Even before they lost Rodri for potentially the whole season, however, they had looked far too vulnerable defensively, conceding the opening goal at home to Ipswich and Brentford, and also failing to keep a clean sheet at West Ham.
Most concerning is how easily teams are slicing them open down the middle of the pitch and creating big chances. City’s opponents are creating 39.1% of their chances through the middle third, the second-highest proportion in the whole league behind Tottenham (42.3%).
And City are conceding high-quality chances, too. The average expected goal value of each non-penalty shot City have allowed their opponents this season is the highest in the division, at 0.15 xG per shot.

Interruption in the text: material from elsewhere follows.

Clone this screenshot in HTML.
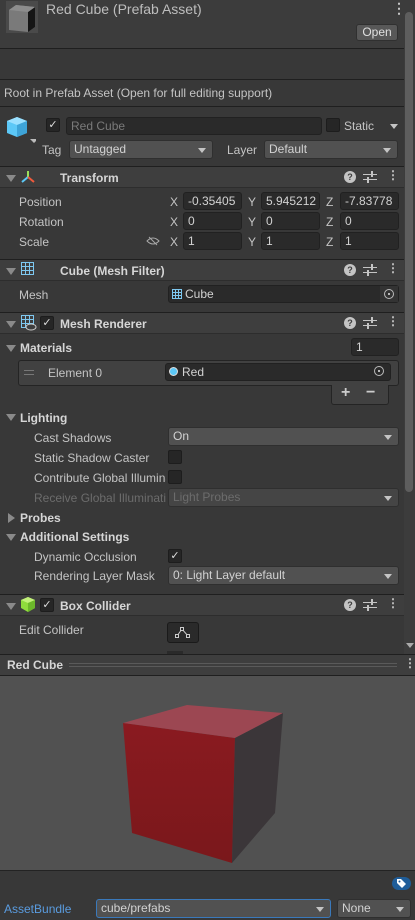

For comparison, the other four members of the current top five – Chelsea (0.09 xG per shot conceded), Liverpool (0.09 xG), Arsenal (0.08 xG) and Nottingham Forest (0.07 xG) – are the Premier League’s best-performing sides in this regard. Restricting your opponents to low-quality chances is a major step towards success, and City’s rate arguably isn’t sustainable.
City are also conceding chances on the break far more often than usual, with 0.91 shots faced from opposition counter-attacks per game this season, which is almost 50% higher than in any other season in the last five years.
With Rodri likely out for the season and the other defensive midfielders so clearly doing an inadequate job of covering for him, it wouldn’t be unreasonable for Guardiola to want to make a signing in January.
The only issue for anyone coming in is that Rodri will be back eventually, and there’s no way he’ll be kept out of the team, meaning anyone who comes in in January will either have to be able to play with Rodri or be happy to be his back-up next term. Finding someone who fits the bill on that front and is also good enough to strengthen the starting XI this season is far easier said than done.
There’s plenty to fix, but Manchester City thrive when people doubt them, and they won’t give up the battle for a fifth straight title without a fight.